_AIM OF THE EXERCISE_: Reproduce the listing below in full and without alteration, apart from its pictures.

_MATERIAL PROVIDED_:
## START
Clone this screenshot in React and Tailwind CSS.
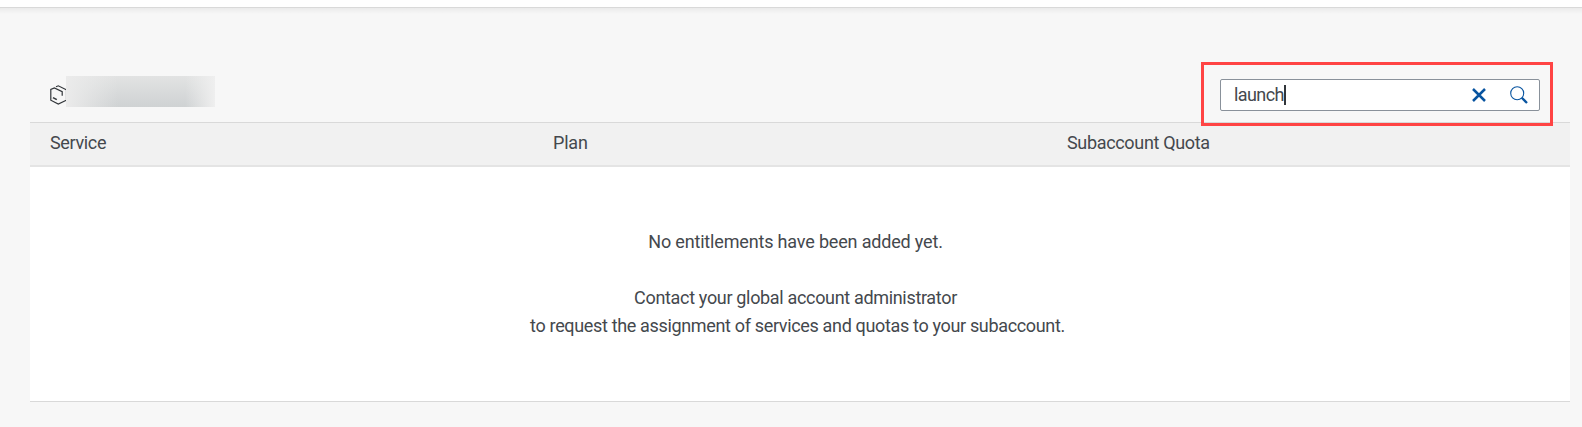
function SubaccountIcon() {
  return (
    <svg className="block h-[20px] w-[19px] shrink-0" viewBox="0 0 19 20" fill="none" stroke="#32363a" strokeWidth="1.2">
      <path d="M6 1.8 8.3 .8 16.5 4.8V15.2L8.3 19 .8 15.2V4.4L4.4 2.9 12.2 6.6V10.8" />
      <path d="M3 12.6 6.8 14.6" strokeWidth="1.6" />
    </svg>
  );
}

function SearchField() {
  return (
    <div className="h-16 w-[352px] border-3 border-[#ff4444] px-4 py-[14px]">
      <div className="flex h-8 w-80 items-center rounded-[2px] border border-[#89919a] bg-white pl-[13px]">
        <span className="w-[50px] text-[18px] leading-7 tracking-[-0.6px]">launch</span>
        <span className="h-5 w-[2px] bg-[#32363a]" />
        <svg className="ml-auto mr-6 h-[14px] w-[14px]" viewBox="0 0 14 14" stroke="#0854a0" strokeWidth="2.5">
          <path d="M1 1 13 13M13 1 1 13" />
        </svg>
        <svg className="mr-[11px] h-[18px] w-[18px]" viewBox="0 0 18 18" fill="none" stroke="#0854a0">
          <circle cx="7.2" cy="7.2" r="6.5" strokeWidth="1.1" />
          <path d="M11.8 11.8 17 17" strokeWidth="2.3" />
        </svg>
      </div>
    </div>
  );
}

export default function App() {
  return (
    <div className="flex h-[427px] w-[1582px] flex-col overflow-hidden bg-[#f7f7f7] font-['Roboto',sans-serif] text-[#44484d]">
      <div className="h-2 shrink-0 border-b border-[#d9d9d9] bg-white" />
      <div className="h-[6px] shrink-0 bg-linear-to-b from-[#ebebeb] to-[#f7f7f7]" />
      <main className="ml-[30px] flex w-[1540px] flex-col pt-12">
        <div className="relative z-10 -mb-1 flex h-16 items-start justify-between pl-5 pr-[17px]">
          <div className="flex pt-[14px]">
            <div className="mt-[9px] w-4 overflow-hidden">
              <SubaccountIcon />
            </div>
            <div className="h-[31px] w-[149px] bg-linear-to-b from-[#e2e3e3] to-[#cfd2d3]">
              <div className="h-full w-full bg-linear-to-r from-[#ebebeb] via-transparent via-35% to-transparent">
                <div className="h-full w-full bg-linear-to-r from-transparent from-80% to-[#efefef]" />
              </div>
            </div>
          </div>
          <SearchField />
        </div>
        <div className="flex h-[45px] items-center border-t border-b-2 border-t-[#d9d9d9] border-b-[#e4e4e4] bg-[#f1f1f1] pb-[2px] pl-5 text-[18px] leading-7">
          <span className="w-[503px] tracking-[-0.35px]">Service</span>
          <span className="w-[514px] tracking-[-0.2px]">Plan</span>
          <span className="tracking-[-0.33px]">Subaccount Quota</span>
        </div>
        <div className="flex h-[235px] flex-col items-center border-b border-[#d9d9d9] bg-white pr-[9px] pt-[61px] text-[18px] leading-7">
          <p className="tracking-[-0.17px]">No entitlements have been added yet.</p>
          <p className="mt-7 tracking-[-0.33px]">Contact your global account administrator</p>
          <p className="ml-1 tracking-[-0.34px]">to request the assignment of services and quotas to your subaccount.</p>
        </div>
      </main>
    </div>
  );
}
## END
_RESULT_:
Clone this screenshot in React and Tailwind CSS.
function SubaccountIcon() {
  return (
    <svg className="block h-[20px] w-[19px] shrink-0" viewBox="0 0 19 20" fill="none" stroke="#32363a" strokeWidth="1.2">
      <path d="M6 1.8 8.3 .8 16.5 4.8V15.2L8.3 19 .8 15.2V4.4L4.4 2.9 12.2 6.6V10.8" />
      <path d="M3 12.6 6.8 14.6" strokeWidth="1.6" />
    </svg>
  );
}

function SearchField() {
  return (
    <div className="h-16 w-[352px] border-3 border-[#ff4444] px-4 py-[14px]">
      <div className="flex h-8 w-80 items-center rounded-[2px] border border-[#89919a] bg-white pl-[13px]">
        <span className="w-[50px] text-[18px] leading-7 tracking-[-0.6px]">launch</span>
        <span className="h-5 w-[2px] bg-[#32363a]" />
        <svg className="ml-auto mr-6 h-[14px] w-[14px]" viewBox="0 0 14 14" stroke="#0854a0" strokeWidth="2.5">
          <path d="M1 1 13 13M13 1 1 13" />
        </svg>
        <svg className="mr-[11px] h-[18px] w-[18px]" viewBox="0 0 18 18" fill="none" stroke="#0854a0">
          <circle cx="7.2" cy="7.2" r="6.5" strokeWidth="1.1" />
          <path d="M11.8 11.8 17 17" strokeWidth="2.3" />
        </svg>
      </div>
    </div>
  );
}

export default function App() {
  return (
    <div className="flex h-[427px] w-[1582px] flex-col overflow-hidden bg-[#f7f7f7] font-['Roboto',sans-serif] text-[#44484d]">
      <div className="h-2 shrink-0 border-b border-[#d9d9d9] bg-white" />
      <div className="h-[6px] shrink-0 bg-linear-to-b from-[#ebebeb] to-[#f7f7f7]" />
      <main className="ml-[30px] flex w-[1540px] flex-col pt-12">
        <div className="relative z-10 -mb-1 flex h-16 items-start justify-between pl-5 pr-[17px]">
          <div className="flex pt-[14px]">
            <div className="mt-[9px] w-4 overflow-hidden">
              <SubaccountIcon />
            </div>
            <div className="h-[31px] w-[149px] bg-linear-to-b from-[#e2e3e3] to-[#cfd2d3]">
              <div className="h-full w-full bg-linear-to-r from-[#ebebeb] via-transparent via-35% to-transparent">
                <div className="h-full w-full bg-linear-to-r from-transparent from-80% to-[#efefef]" />
              </div>
            </div>
          </div>
          <SearchField />
        </div>
        <div className="flex h-[45px] items-center border-t border-b-2 border-t-[#d9d9d9] border-b-[#e4e4e4] bg-[#f1f1f1] pb-[2px] pl-5 text-[18px] leading-7">
          <span className="w-[503px] tracking-[-0.35px]">Service</span>
          <span className="w-[514px] tracking-[-0.2px]">Plan</span>
          <span className="tracking-[-0.33px]">Subaccount Quota</span>
        </div>
        <div className="flex h-[235px] flex-col items-center border-b border-[#d9d9d9] bg-white pr-[9px] pt-[61px] text-[18px] leading-7">
          <p className="tracking-[-0.17px]">No entitlements have been added yet.</p>
          <p className="mt-7 tracking-[-0.33px]">Contact your global account administrator</p>
          <p className="ml-1 tracking-[-0.34px]">to request the assignment of services and quotas to your subaccount.</p>
        </div>
      </main>
    </div>
  );
}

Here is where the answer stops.